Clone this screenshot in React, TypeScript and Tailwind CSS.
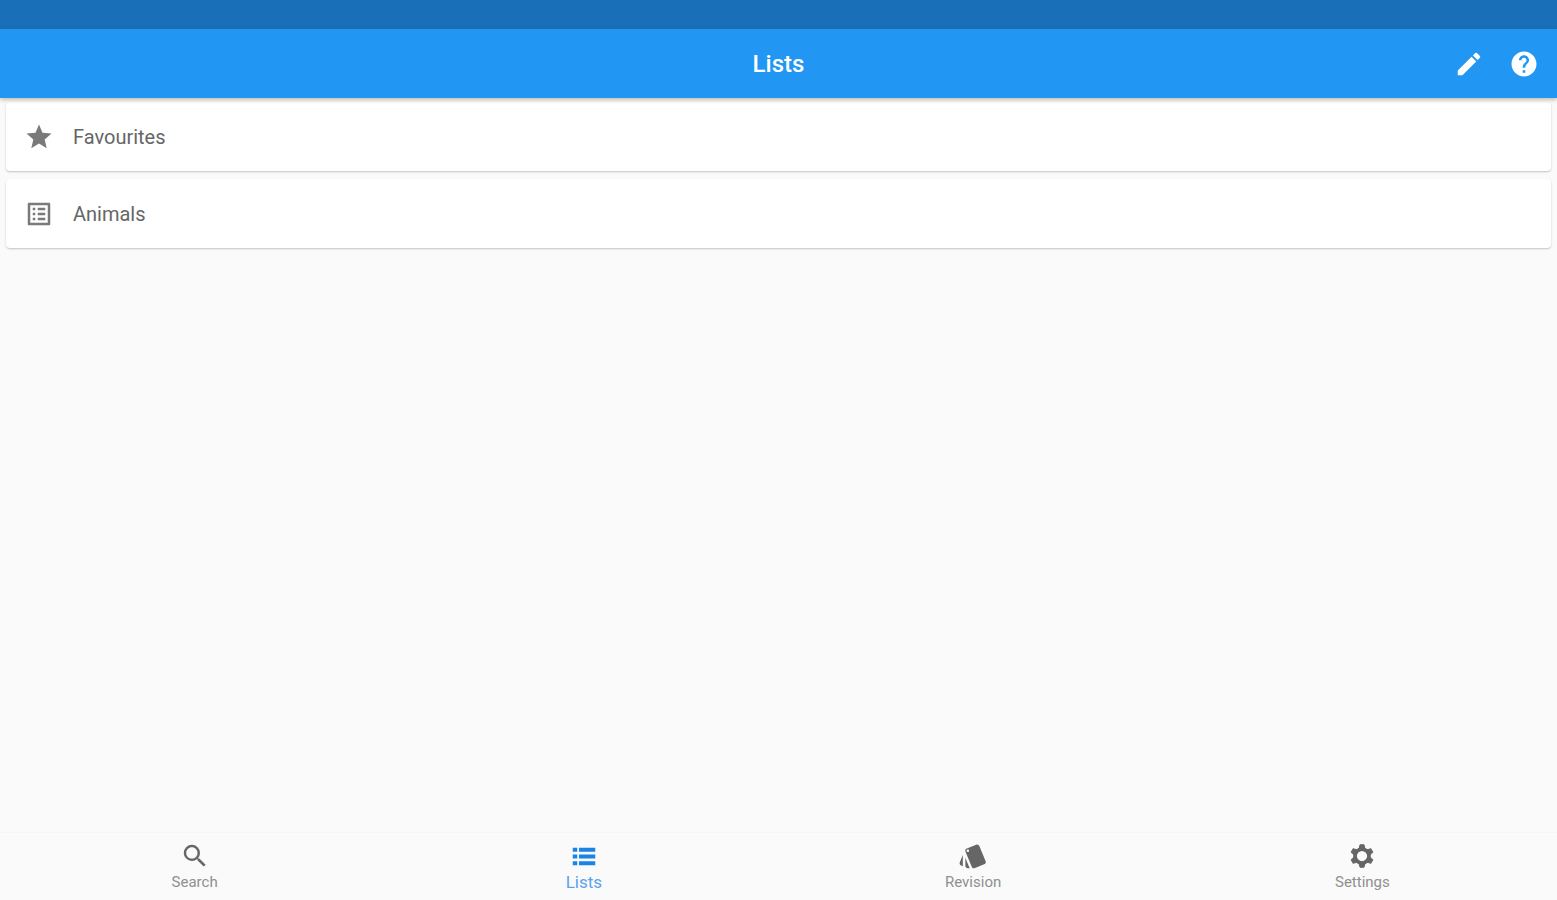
import { useState } from "react";
import {
  MdEdit,
  MdHelp,
  MdListAlt,
  MdSearch,
  MdStar,
  MdStyle,
} from "react-icons/md";

function ListIcon({ className }: { className?: string }) {
  return (
    <svg viewBox="0 0 24 24" fill="currentColor" className={className}>
      <path d="M3 5.4h3.6v3.2H3zM8 5.4h13v3.2H8zM3 10.8h3.6v3.2H3zM8 10.8h13v3.2H8zM3 16.2h3.6v3.2H3zM8 16.2h13v3.2H8z" />
    </svg>
  );
}

function GearIcon({ className }: { className?: string }) {
  return (
    <svg viewBox="0 0 24 24" fill="currentColor" className={className}>
      <circle cx="12" cy="12" r="5.6" fill="none" stroke="currentColor" strokeWidth="3" />
      {[0, 60, 120, 180, 240, 300].map((angle) => (
        <path
          key={angle}
          d="M10.4 3h3.2l.9 4h-5z"
          stroke="currentColor"
          strokeWidth="0.8"
          strokeLinejoin="round"
          transform={`rotate(${angle} 12 12)`}
        />
      ))}
    </svg>
  );
}

const lists = [
  { name: "Favourites", icon: MdStar },
  { name: "Animals", icon: MdListAlt },
];

const tabs = [
  { name: "Search", icon: MdSearch },
  { name: "Lists", icon: ListIcon },
  { name: "Revision", icon: MdStyle },
  { name: "Settings", icon: GearIcon },
];

export default function App() {
  const [active, setActive] = useState("Lists");

  return (
    <div className="flex min-h-screen flex-col bg-[#fafafa] font-['Roboto',sans-serif]">
      <div className="h-[29px] bg-[#1a70b8]" />

      <header className="z-10 grid h-[69px] grid-cols-[1fr_auto_1fr] items-center bg-[#2196f3] px-[18px] text-white shadow-[0_2px_4px_rgba(80,50,0,0.3)]">
        <h1 className="col-start-2 text-2xl font-medium">Lists</h1>
        <div className="flex items-center justify-end gap-[25px]">
          <button aria-label="Edit">
            <MdEdit className="size-[30px]" />
          </button>
          <button aria-label="Help">
            <MdHelp className="size-[30px]" />
          </button>
        </div>
      </header>

      <main className="flex-1">
        <ul className="flex flex-col gap-2 px-[6px] pt-1">
          {lists.map(({ name, icon: Icon }) => (
            <li key={name}>
              <button className="flex h-[69px] w-full items-center gap-[19px] rounded-sm bg-white px-[18px] text-left text-[20px] text-[#666666] shadow-[0_1px_2px_rgba(0,0,0,0.22)]">
                <Icon className="size-[30px] text-[#7a7a7a]" />
                {name}
              </button>
            </li>
          ))}
        </ul>
      </main>

      <nav className="grid h-[68px] grid-cols-4 border-t border-[#f5f5f5] bg-[#fafafa]">
        {tabs.map(({ name, icon: Icon }) => (
          <button
            key={name}
            onClick={() => setActive(name)}
            className={
              name === active
                ? "flex flex-col items-center pt-2 text-[#1a83e8]"
                : "flex flex-col items-center pt-2 text-[#666666]"
            }
          >
            <Icon className="size-[30px]" />
            <span
              className={
                name === active
                  ? "text-[17px] leading-[22px] text-[#5ba3ee]"
                  : "text-[15px] leading-[22px] text-[#8f8f8f]"
              }
            >
              {name}
            </span>
          </button>
        ))}
      </nav>
    </div>
  );
}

^^^^^^^^^^^^^^^^

» Exercise instructions: Repeat the lines above exactly, and keep every picture out.

» The output:
Clone this screenshot in React, TypeScript and Tailwind CSS.
import { useState } from "react";
import {
  MdEdit,
  MdHelp,
  MdListAlt,
  MdSearch,
  MdStar,
  MdStyle,
} from "react-icons/md";

function ListIcon({ className }: { className?: string }) {
  return (
    <svg viewBox="0 0 24 24" fill="currentColor" className={className}>
      <path d="M3 5.4h3.6v3.2H3zM8 5.4h13v3.2H8zM3 10.8h3.6v3.2H3zM8 10.8h13v3.2H8zM3 16.2h3.6v3.2H3zM8 16.2h13v3.2H8z" />
    </svg>
  );
}

function GearIcon({ className }: { className?: string }) {
  return (
    <svg viewBox="0 0 24 24" fill="currentColor" className={className}>
      <circle cx="12" cy="12" r="5.6" fill="none" stroke="currentColor" strokeWidth="3" />
      {[0, 60, 120, 180, 240, 300].map((angle) => (
        <path
          key={angle}
          d="M10.4 3h3.2l.9 4h-5z"
          stroke="currentColor"
          strokeWidth="0.8"
          strokeLinejoin="round"
          transform={`rotate(${angle} 12 12)`}
        />
      ))}
    </svg>
  );
}

const lists = [
  { name: "Favourites", icon: MdStar },
  { name: "Animals", icon: MdListAlt },
];

const tabs = [
  { name: "Search", icon: MdSearch },
  { name: "Lists", icon: ListIcon },
  { name: "Revision", icon: MdStyle },
  { name: "Settings", icon: GearIcon },
];

export default function App() {
  const [active, setActive] = useState("Lists");

  return (
    <div className="flex min-h-screen flex-col bg-[#fafafa] font-['Roboto',sans-serif]">
      <div className="h-[29px] bg-[#1a70b8]" />

      <header className="z-10 grid h-[69px] grid-cols-[1fr_auto_1fr] items-center bg-[#2196f3] px-[18px] text-white shadow-[0_2px_4px_rgba(80,50,0,0.3)]">
        <h1 className="col-start-2 text-2xl font-medium">Lists</h1>
        <div className="flex items-center justify-end gap-[25px]">
          <button aria-label="Edit">
            <MdEdit className="size-[30px]" />
          </button>
          <button aria-label="Help">
            <MdHelp className="size-[30px]" />
          </button>
        </div>
      </header>

      <main className="flex-1">
        <ul className="flex flex-col gap-2 px-[6px] pt-1">
          {lists.map(({ name, icon: Icon }) => (
            <li key={name}>
              <button className="flex h-[69px] w-full items-center gap-[19px] rounded-sm bg-white px-[18px] text-left text-[20px] text-[#666666] shadow-[0_1px_2px_rgba(0,0,0,0.22)]">
                <Icon className="size-[30px] text-[#7a7a7a]" />
                {name}
              </button>
            </li>
          ))}
        </ul>
      </main>

      <nav className="grid h-[68px] grid-cols-4 border-t border-[#f5f5f5] bg-[#fafafa]">
        {tabs.map(({ name, icon: Icon }) => (
          <button
            key={name}
            onClick={() => setActive(name)}
            className={
              name === active
                ? "flex flex-col items-center pt-2 text-[#1a83e8]"
                : "flex flex-col items-center pt-2 text-[#666666]"
            }
          >
            <Icon className="size-[30px]" />
            <span
              className={
                name === active
                  ? "text-[17px] leading-[22px] text-[#5ba3ee]"
                  : "text-[15px] leading-[22px] text-[#8f8f8f]"
              }
            >
              {name}
            </span>
          </button>
        ))}
      </nav>
    </div>
  );
}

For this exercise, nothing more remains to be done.